INFORMATION PROVIDED:
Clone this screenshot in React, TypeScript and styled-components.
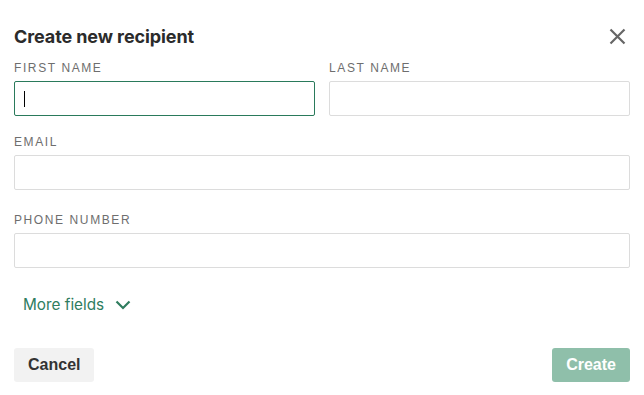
import React from "react";
import styled, { createGlobalStyle } from "styled-components";

const GlobalStyle = createGlobalStyle`
  html, body {
    margin: 0;
    padding: 0;
    background: #ffffff;
    font-family: Inter, "Liberation Sans", Arial, sans-serif;
  }
  * { box-sizing: border-box; }
`;

const Dialog = styled.div`
  width: 644px;
  height: 395px;
  padding: 24px 14px 0 14px;
  display: flex;
  flex-direction: column;
  background: #fff;
`;

const Header = styled.div`
  display: flex;
  align-items: center;
  justify-content: space-between;
  height: 24px;
`;

const Title = styled.h2`
  margin: 0;
  font-size: 18px;
  font-weight: 700;
  color: #2b2b2b;
  letter-spacing: -0.1px;
`;

const CloseButton = styled.button`
  border: none;
  background: none;
  padding: 0;
  margin-right: 1px;
  width: 24px;
  height: 24px;
  display: flex;
  align-items: center;
  justify-content: center;
  cursor: pointer;
`;

const Row = styled.div`
  display: grid;
  grid-template-columns: 1fr 1fr;
  gap: 14px;
`;

const Field = styled.div<{ $top: number }>`
  display: flex;
  flex-direction: column;
  margin-top: ${(p) => p.$top}px;
`;

const Label = styled.label`
  font-family: "Liberation Sans", Arial, sans-serif;
  font-size: 12px;
  line-height: 16px;
  letter-spacing: 1.6px;
  color: #6e6e6e;
  margin-bottom: 5px;
`;

const Input = styled.input<{ $focused?: boolean }>`
  height: 35px;
  width: 100%;
  border: 1px solid ${(p) => (p.$focused ? "#2a7a5b" : "#dcdcdc")};
  border-radius: 2px;
  padding: 0 9px;
  font-size: 15px;
  outline: none;
  background: #fff;
`;

const Caret = styled.span`
  position: absolute;
  left: 10px;
  top: 10px;
  width: 1px;
  height: 16px;
  background: #000;
`;

const InputWrap = styled.div`
  position: relative;
`;

const MoreFields = styled.button`
  margin-top: 27px;
  margin-left: 9px;
  align-self: flex-start;
  display: flex;
  align-items: center;
  gap: 11px;
  border: none;
  background: none;
  padding: 0;
  font-family: Inter, "Liberation Sans", Arial, sans-serif;
  font-size: 15.3px;
  color: #2f7d5f;
  cursor: pointer;
`;

const Footer = styled.div`
  margin-top: 34px;
  display: flex;
  justify-content: space-between;
`;

const Button = styled.button<{ $primary?: boolean }>`
  height: 34px;
  padding: 0 14px;
  border: none;
  border-radius: 3px;
  font-family: "Liberation Sans", Arial, sans-serif;
  font-weight: 700;
  font-size: 16px;
  color: ${(p) => (p.$primary ? "#ffffff" : "#333333")};
  background: ${(p) => (p.$primary ? "#8fbfaa" : "#f2f2f2")};
  cursor: pointer;
`;

export default function App() {
  return (
    <>
      <GlobalStyle />
      <Dialog>
        <Header>
          <Title>Create new recipient</Title>
          <CloseButton aria-label="Close">
            <svg width="17" height="17" viewBox="0 0 17 17">
              <path d="M1.5 1.5 L15.5 15.5 M15.5 1.5 L1.5 15.5" stroke="#666" strokeWidth="2.2" strokeLinecap="butt" />
            </svg>
          </CloseButton>
        </Header>
        <Row>
          <Field $top={12}>
            <Label>FIRST NAME</Label>
            <InputWrap>
              <Input $focused />
              <Caret />
            </InputWrap>
          </Field>
          <Field $top={12}>
            <Label>LAST NAME</Label>
            <Input />
          </Field>
        </Row>
        <Field $top={18}>
          <Label>EMAIL</Label>
          <Input />
        </Field>
        <Field $top={22}>
          <Label>PHONE NUMBER</Label>
          <Input />
        </Field>
        <MoreFields>
          More fields
          <svg width="16" height="10" viewBox="0 0 16 10">
            <path d="M1.5 1.5 L8 8 L14.5 1.5" stroke="#2f7d5f" strokeWidth="2.2" fill="none" />
          </svg>
        </MoreFields>
        <Footer>
          <Button>Cancel</Button>
          <Button $primary>Create</Button>
        </Footer>
      </Dialog>
    </>
  );
}
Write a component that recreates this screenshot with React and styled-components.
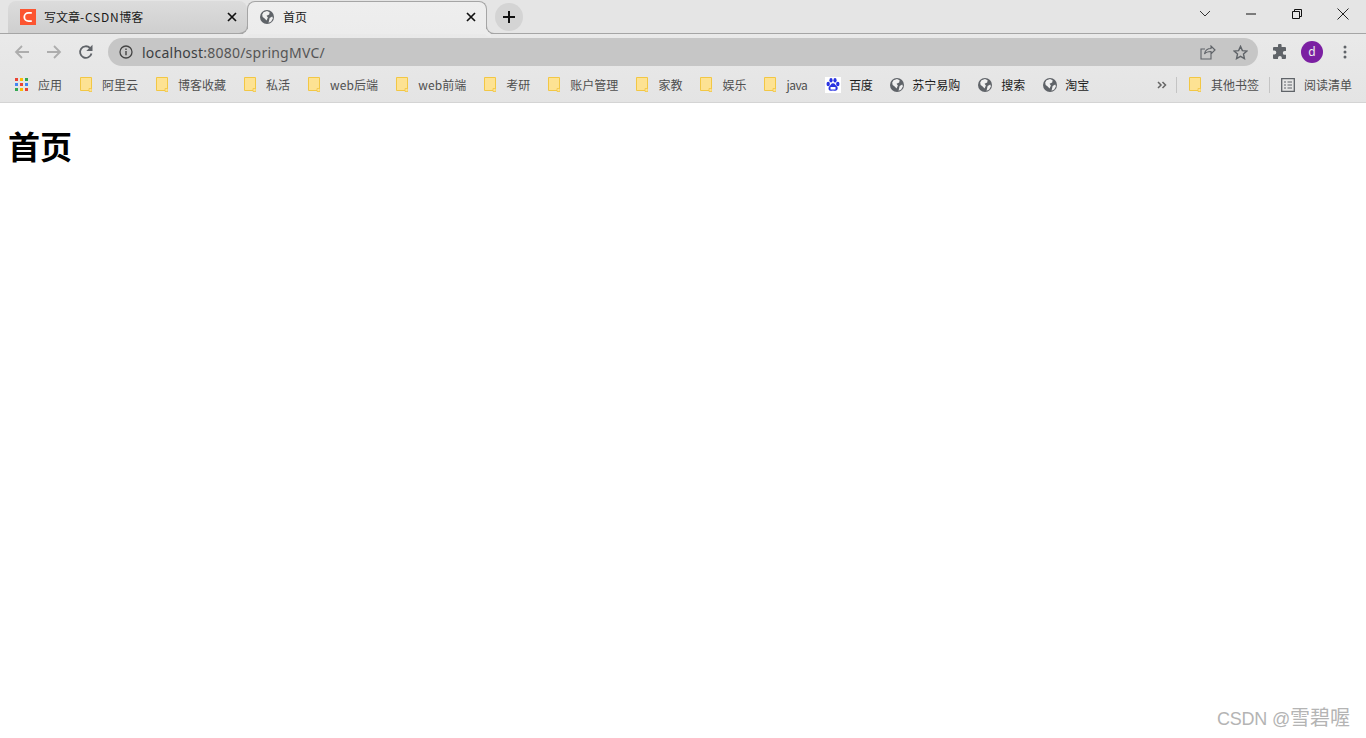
import React from "react";
import styled, { createGlobalStyle } from "styled-components";

const Global = createGlobalStyle`
  html, body { margin: 0; padding: 0; background: #fff; }
  body { font-family: "Noto Sans CJK SC", "Noto Sans", sans-serif; overflow: hidden; }
`;
const Page = styled.div`position: relative; width: 1366px; height: 738px; background: #fff; overflow: hidden;`;
const Chrome = styled.header`
  height: 103px; box-sizing: border-box; border-bottom: 1px solid #d4d4d4;
  background: linear-gradient(#ececec, #e4e4e4 100%);
`;
const TabStrip = styled.div`
  display: flex; align-items: flex-end; height: 34px; box-sizing: border-box; padding-left: 8px;
  background: #e5e5e5; border-bottom: 1px solid #a5a5a5; position: relative;
`;
const Tab = styled.div`
  display: flex; align-items: center; width: ${p => p.$w}px; height: 33px; box-sizing: border-box;
  margin-bottom: -1px; position: relative; padding: 0 10px 1px 12px;
  font-size: 12px; color: #1a1a1a;
  border-radius: ${p => p.$active ? "8px 8px 0 0" : "8px 8px 8px 0"};
  background: ${p => p.$active ? "linear-gradient(#eeeeee,#ececec)" : "linear-gradient(#dcdcdc,#cfcfcf)"};
  border: ${p => p.$active ? "1px solid #a5a5a5" : "0"};
  border-bottom: ${p => p.$active ? "1px solid #ececec" : "1px solid #a5a5a5"};
`;
const Flare = styled.span`
  position: absolute; bottom: -1px; ${p => p.$side}: -8px; width: 8px; height: 8px; box-sizing: border-box;
  border-bottom: 1px solid #a5a5a5;
  border-${p => p.$side === "right" ? "left" : "right"}: 1px solid #a5a5a5;
  border-radius: ${p => p.$side === "right" ? "0 0 0 8px" : "0 0 8px 0"};
  box-shadow: ${p => p.$side === "right" ? "-3px 3px 0 #ececec" : "3px 3px 0 #ececec"};
`;
const TabTitle = styled.span`margin-left: ${p => p.$ml}px; flex: 1; line-height: 16px;`;
const LatinRun = styled.span`letter-spacing: 0.75px;`;
const NewTab = styled.div`
  width: 28px; height: 28px; border-radius: 50%; background: #d4d4d4; margin: 0 0 2px 8px;
  display: flex; align-items: center; justify-content: center;
`;
const WinControls = styled.div`display: flex; margin-left: auto; align-self: flex-start; height: 28px; align-items: center;`;
const WinButton = styled.div`width: 46px; height: 28px; display: flex; align-items: center; justify-content: center;`;
const Toolbar = styled.div`display: flex; align-items: center; height: 36px; padding: 0 9px 0 8px;`;
const NavButton = styled.div`width: 28px; height: 28px; margin-right: ${p => p.$mr ?? 4}px; display: flex; align-items: center; justify-content: center;`;
const Omnibox = styled.div`
  width: 1150px; height: 28px; border-radius: 14px; background: #c6c6c6; display: flex; align-items: center;
  padding: 0 2px 0 11px; box-sizing: border-box; margin-right: 8px; margin-left: 4px;
`;
const Url = styled.span`
  font: 14px "Noto Sans", sans-serif; color: #3c4043; margin-left: 9px; flex: 1; letter-spacing: 0.23px;
  em { font-style: normal; color: #555; }
`;
const OmniIcon = styled.div`width: 32px; display: flex; justify-content: center;`;
const Avatar = styled.div`
  width: 22px; height: 22px; border-radius: 50%; background: #7b1fa2; color: #eee; font: 12px/22px "Noto Sans", sans-serif;
  text-align: center; margin: 0 20px 0 7px;
`;
const Bookmarks = styled.nav`display: flex; align-items: center; height: 32px; padding: 0 14px 3px 15px; box-sizing: border-box; gap: 18px; font-size: 12px;`;
const Mark = styled.div`display: flex; align-items: center; gap: ${p => p.$gap || 10}px; color: ${p => p.$dark ? "#1c1c1c" : "#4f4f4f"}; line-height: 16px; white-space: nowrap; letter-spacing: ${p => p.$ls || 0}px;`;
const Sep = styled.div`width: 1px; height: 16px; background: #c4c4c4;`;
const RightMarks = styled.div`display: flex; align-items: center; margin-left: auto;`;
const OtherMark = styled(Mark)`margin: 0 10px 0 12px;`;
const ReadingMark = styled(Mark)`margin-left: 11px;`;
const Heading = styled.h1`margin: 18px 8px 0; font: bold 32px/48px "Noto Sans CJK SC", sans-serif; color: #000;`;
const Watermark = styled.div`
  position: absolute; right: 16px; bottom: 6px; font: 20px/26px "Noto Sans CJK SC", sans-serif; color: #b4b4b4;
`;
const WatermarkLatin = styled.span`font: 18px/26px "Liberation Sans", sans-serif; letter-spacing: -0.2px;`;

const Folder = () => (
  <svg width="12" height="15" viewBox="0 0 12 15">
    <path d="M.5.5h11v13h-11z" fill="#fde293" stroke="#f2c744" />
    <path d="M9 11.500h3v3H9z" fill="#fde293" stroke="#f2c744" strokeWidth=".8"/>
  </svg>
);
const Globe = () => (
  <svg width="14" height="14" viewBox="0 0 16 16">
    <circle cx="8" cy="8" r="8" fill="#5f6368" />
    <path d="M4 2.500 8 1l3 1.500-.5 2.500-3 1.500L9 8.500 7.500 12 5 9.500 3 8 2.500 5zM11 9l3-1.500.8 2-2 3.500-3 1.500z" fill="#f0f0f0" />
  </svg>
);
const Apps = () => {
  const c = ["#ea4335","#fbbc05","#34a853","#4285f4","#ea4335","#4285f4","#34a853","#fbbc05","#ea4335"];
  return (
    <svg width="13" height="13" viewBox="0 0 13 13">
      {c.map((f, i) => <rect key={i} x={(i % 3) * 5} y={Math.floor(i / 3) * 5} width="3" height="3" fill={f} />)}
    </svg>
  );
};
const Baidu = () => (
  <svg width="16" height="16" viewBox="0 0 16 16">
    <rect width="16" height="16" fill="#fff" />
    <g fill="#2932e1">
      <ellipse cx="3.200" cy="7" rx="1.700" ry="2.200" /><ellipse cx="6" cy="3.200" rx="1.600" ry="2.200" />
      <ellipse cx="10" cy="3.200" rx="1.600" ry="2.200" /><ellipse cx="12.800" cy="7" rx="1.700" ry="2.200" />
      <path d="M8 6.300c2 0 2.500 2 4 3.300 1.500 1.500.5 4.400-1.800 4.200-1-.1-1.500-.4-2.200-.4s-1.300.4-2.300.4C3.400 14 3 11 4.200 9.600 5.700 8.300 6 6.300 8 6.300z" />
    </g>
    <rect x="5.500" y="10" width="5" height="2.500" fill="#fff" />
  </svg>
);
const Csdn = () => (
  <svg width="16" height="16" viewBox="0 0 16 16">
    <rect width="16" height="16" fill="#fc5531" />
    <path d="M11.800 3.800H8.500a4.200 4.200 0 0 0 0 8.400h3.300" fill="none" stroke="#fff" strokeWidth="1.800" />
  </svg>
);
const X = () => (
  <svg width="10" height="10" viewBox="0 0 10 10"><path d="M1 1l8 8M9 1l-8 8" stroke="#111" strokeWidth="1.700" /></svg>
);
const Arrow = ({ flip }) => (
  <svg width="16" height="14" viewBox="0 0 16 14" style={flip ? { transform: "scaleX(-1)" } : undefined}>
    <path d="M1 7h13M8 1l6 6-6 6" fill="none" stroke="#adadad" strokeWidth="1.800" />
  </svg>
);

const left = [
  ["阿里云"], ["博客收藏"], ["私活"], ["web后端", 0.1], ["web前端", 0.1], ["考研"],
  ["账户管理"], ["家教"], ["娱乐"], ["java", -0.5],
];
const linked = [["苏宁易购", 8], ["搜索", 9], ["淘宝", 8]];

export default function App() {
  return (
    <Page>
      <Global />
      <Chrome>
        <TabStrip>
          <Tab $w={239}><Csdn /><TabTitle $ml={8}>写文章<LatinRun>-CSDN</LatinRun>博客</TabTitle><X /></Tab>
          <Tab $w={240} $active>
            <Flare $side="left" /><Globe /><TabTitle $ml={9}>首页</TabTitle><X /><Flare $side="right" />
          </Tab>
          <NewTab>
            <svg width="14" height="14" viewBox="0 0 14 14"><path d="M7 1v12M1 7h12" stroke="#111" strokeWidth="2" /></svg>
          </NewTab>
          <WinControls>
            <WinButton>
              <svg width="12" height="8" viewBox="0 0 12 8"><path d="M1 1l5 5 5-5" fill="none" stroke="#333" /></svg>
            </WinButton>
            <WinButton>
              <svg width="10" height="2" viewBox="0 0 10 2"><path d="M0 1h10" stroke="#111" /></svg>
            </WinButton>
            <WinButton>
              <svg width="10" height="10" viewBox="0 0 10 10"><path d="M.5 2.500h7v7h-7zM2.500 2.500v-2h7v7h-2" fill="none" stroke="#111" /></svg>
            </WinButton>
            <WinButton>
              <svg width="12" height="12" viewBox="0 0 12 12"><path d="M.5.5l11 11M11.500.5l-11 11" stroke="#222" /></svg>
            </WinButton>
          </WinControls>
        </TabStrip>
        <Toolbar>
          <NavButton><Arrow flip /></NavButton>
          <NavButton><Arrow /></NavButton>
          <NavButton>
            <svg width="16" height="16" viewBox="0 0 16 16">
              <path d="M13.500 9.500A5.800 5.800 0 1 1 12 4" fill="none" stroke="#5f6368" strokeWidth="1.800" />
              <path d="M14.500.8v6.200H8.300z" fill="#5f6368" />
            </svg>
          </NavButton>
          <Omnibox>
            <svg width="14" height="14" viewBox="0 0 14 14">
              <circle cx="7" cy="7" r="6" fill="none" stroke="#444" strokeWidth="1.300" />
              <path d="M7 6v4.300M7 3.500v1.400" stroke="#444" strokeWidth="1.400" />
            </svg>
            <Url>localhost<em>:8080/springMVC/</em></Url>
            <OmniIcon>
              <svg width="16" height="15" viewBox="0 0 16 15">
                <path d="M11 9v5H1V4h4M15 5l-4-4v2.500C7 3.500 5 6 4.500 9 6 7 8 6.500 11 6.500V9z" fill="none" stroke="#5f6368" strokeWidth="1.100" />
              </svg>
            </OmniIcon>
            <OmniIcon>
              <svg width="15" height="15" viewBox="0 0 16 16">
                <path d="M8 1.500l2 4.500 4.800.5-3.600 3.200 1 4.800L8 12.100l-4.200 2.400 1-4.800L1.200 6.500 6 6z" fill="none" stroke="#5f6368" strokeWidth="1.500" />
              </svg>
            </OmniIcon>
          </Omnibox>
          <NavButton $mr={0}>
            <svg width="16" height="16" viewBox="0 0 16 16">
              <path d="M6 1.500a1.800 1.800 0 0 1 3.600 0V3H13a1 1 0 0 1 1 1v3h-1.300a1.900 1.900 0 0 0 0 3.800H14V14a1 1 0 0 1-1 1H9.800v-1.200a1.900 1.900 0 0 0-3.800 0V15H2a1 1 0 0 1-1-1v-3.500h1.300a2 2 0 0 0 0-4H1V4a1 1 0 0 1 1-1h4z" fill="#5f6368" />
            </svg>
          </NavButton>
          <Avatar>d</Avatar>
          <svg width="4" height="14" viewBox="0 0 4 14">
            <circle cx="2" cy="2" r="1.500" fill="#5f6368" /><circle cx="2" cy="7" r="1.500" fill="#5f6368" /><circle cx="2" cy="12" r="1.500" fill="#5f6368" />
          </svg>
        </Toolbar>
        <Bookmarks>
          <Mark><Apps />应用</Mark>
          {left.map(([t, ls]) => <Mark key={t} $ls={ls}><Folder />{t}</Mark>)}
          <Mark $dark $gap={8} $ls={-0.5}><Baidu />百度</Mark>
          {linked.map(([t, g]) => <Mark key={t} $dark $gap={g}><Globe />{t}</Mark>)}
          <RightMarks>
            <svg width="10" height="8" viewBox="0 0 10 8" style={{ marginRight: 9 }}>
              <path d="M1 1l3 3-3 3M5.500 1l3 3-3 3" fill="none" stroke="#666" strokeWidth="1.500" />
            </svg>
            <Sep />
            <OtherMark><Folder />其他书签</OtherMark>
            <Sep />
            <ReadingMark $gap={9}>
              <svg width="14" height="14" viewBox="0 0 14 14">
                <path d="M.7.7h12.600v12.600H.7z" fill="none" stroke="#5f6368" strokeWidth="1.300" />
                <path d="M3 4h2M6.500 4h4.500M3 7h2M6.500 7h4.500M3 10h2M6.500 10h4.500" stroke="#5f6368" />
              </svg>
              阅读清单
            </ReadingMark>
          </RightMarks>
        </Bookmarks>
      </Chrome>
      <Heading>首页</Heading>
      <Watermark><WatermarkLatin>CSDN @</WatermarkLatin>雪碧喔</Watermark>
    </Page>
  );
}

WHAT YOU HAVE TO DO: Identify all lines in the records above with the word "React".

ANSWER FOR THIS EXERCISE:
Clone this screenshot in React, TypeScript and styled-components.
import React from "react";
Write a component that recreates this screenshot with React and styled-components.
import React from "react";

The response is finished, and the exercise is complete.